Aim of the exercise:
Output every line of the material exactly, omitting images.
▶
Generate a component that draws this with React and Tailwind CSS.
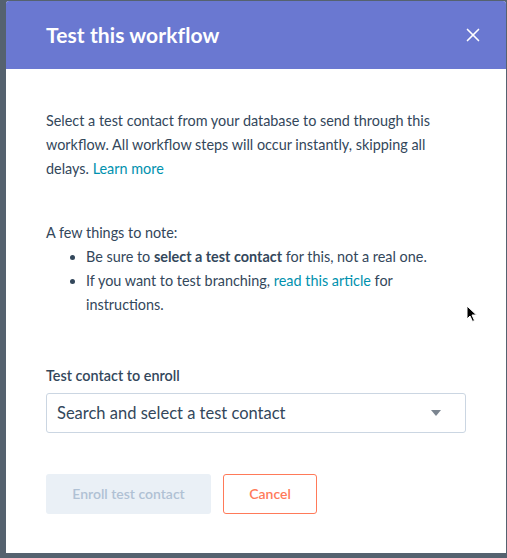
import { X } from 'lucide-react';

const font = { fontFamily: 'Lato, "Open Sans", sans-serif' };

function Cursor() {
  return (
    <svg className="absolute left-[466px] top-[305px]" width="12" height="18" viewBox="0 0 12 18">
      <path d="M1 1 L1 14 L4 11 L6.5 16.5 L8.5 15.5 L6 10 L10.5 10 Z" fill="#000" stroke="#fff" strokeWidth="1" />
    </svg>
  );
}

export default function App() {
  return (
    <div className="relative w-[507px] h-[558px] bg-[#55626f] pl-[6px] pr-[1px] pt-[1px]" style={font}>
      <div className="w-[500px] h-[552px] bg-white rounded-t-[3px] overflow-hidden flex flex-col">
        <div className="h-[68px] bg-[#6a78d1] flex items-center justify-between pl-10 pr-[22px]">
          <h2 className="text-white text-[21px] font-bold tracking-[0.1px]">Test this workflow</h2>
          <X className="text-white" size={22} strokeWidth={1.8} />
        </div>
        <div className="px-10 pt-10 text-[14.4px] leading-6 text-[#33475b]">
          <p className="pr-6">
            Select a test contact from your database to send through this workflow. All workflow steps will occur
            instantly, skipping all delays. <span className="text-[#0091ae]">Learn more</span>
          </p>
          <p className="mt-10">A few things to note:</p>
          <ul className="list-disc pl-10 pr-2">
            <li>
              Be sure to <span className="font-bold">select a test contact</span> for this, not a real one.
            </li>
            <li>
              If you want to test branching, <span className="text-[#0091ae]">read this article</span> for instructions.
            </li>
          </ul>
          <label className="block mt-[47px] font-semibold">Test contact to enroll</label>
          <div className="mt-[5px] w-[420px] h-10 border border-[#cbd6e2] rounded-[3px] bg-white flex items-center justify-between pl-[10px] pr-[24px]">
            <span className="text-[16.5px] text-[#33475b]">Search and select a test contact</span>
            <svg width="10" height="6" viewBox="0 0 10 6">
              <path d="M0 0 L10 0 L5 6 Z" fill="#7b8590" />
            </svg>
          </div>
          <div className="mt-[41px] flex gap-3 text-[14px]">
            <button className="w-[165px] h-10 rounded-[3px] bg-[#eaf0f6] text-[#b0c1d4] font-semibold">
              Enroll test contact
            </button>
            <button className="w-[94px] h-10 rounded-[3px] border border-[#ff7a59] text-[#ff7a59] font-semibold bg-white">
              Cancel
            </button>
          </div>
        </div>
      </div>
      <Cursor />
    </div>
  );
}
◀
Full solution:
Generate a component that draws this with React and Tailwind CSS.
import { X } from 'lucide-react';

const font = { fontFamily: 'Lato, "Open Sans", sans-serif' };

function Cursor() {
  return (
    <svg className="absolute left-[466px] top-[305px]" width="12" height="18" viewBox="0 0 12 18">
      <path d="M1 1 L1 14 L4 11 L6.5 16.5 L8.5 15.5 L6 10 L10.5 10 Z" fill="#000" stroke="#fff" strokeWidth="1" />
    </svg>
  );
}

export default function App() {
  return (
    <div className="relative w-[507px] h-[558px] bg-[#55626f] pl-[6px] pr-[1px] pt-[1px]" style={font}>
      <div className="w-[500px] h-[552px] bg-white rounded-t-[3px] overflow-hidden flex flex-col">
        <div className="h-[68px] bg-[#6a78d1] flex items-center justify-between pl-10 pr-[22px]">
          <h2 className="text-white text-[21px] font-bold tracking-[0.1px]">Test this workflow</h2>
          <X className="text-white" size={22} strokeWidth={1.8} />
        </div>
        <div className="px-10 pt-10 text-[14.4px] leading-6 text-[#33475b]">
          <p className="pr-6">
            Select a test contact from your database to send through this workflow. All workflow steps will occur
            instantly, skipping all delays. <span className="text-[#0091ae]">Learn more</span>
          </p>
          <p className="mt-10">A few things to note:</p>
          <ul className="list-disc pl-10 pr-2">
            <li>
              Be sure to <span className="font-bold">select a test contact</span> for this, not a real one.
            </li>
            <li>
              If you want to test branching, <span className="text-[#0091ae]">read this article</span> for instructions.
            </li>
          </ul>
          <label className="block mt-[47px] font-semibold">Test contact to enroll</label>
          <div className="mt-[5px] w-[420px] h-10 border border-[#cbd6e2] rounded-[3px] bg-white flex items-center justify-between pl-[10px] pr-[24px]">
            <span className="text-[16.5px] text-[#33475b]">Search and select a test contact</span>
            <svg width="10" height="6" viewBox="0 0 10 6">
              <path d="M0 0 L10 0 L5 6 Z" fill="#7b8590" />
            </svg>
          </div>
          <div className="mt-[41px] flex gap-3 text-[14px]">
            <button className="w-[165px] h-10 rounded-[3px] bg-[#eaf0f6] text-[#b0c1d4] font-semibold">
              Enroll test contact
            </button>
            <button className="w-[94px] h-10 rounded-[3px] border border-[#ff7a59] text-[#ff7a59] font-semibold bg-white">
              Cancel
            </button>
          </div>
        </div>
      </div>
      <Cursor />
    </div>
  );
}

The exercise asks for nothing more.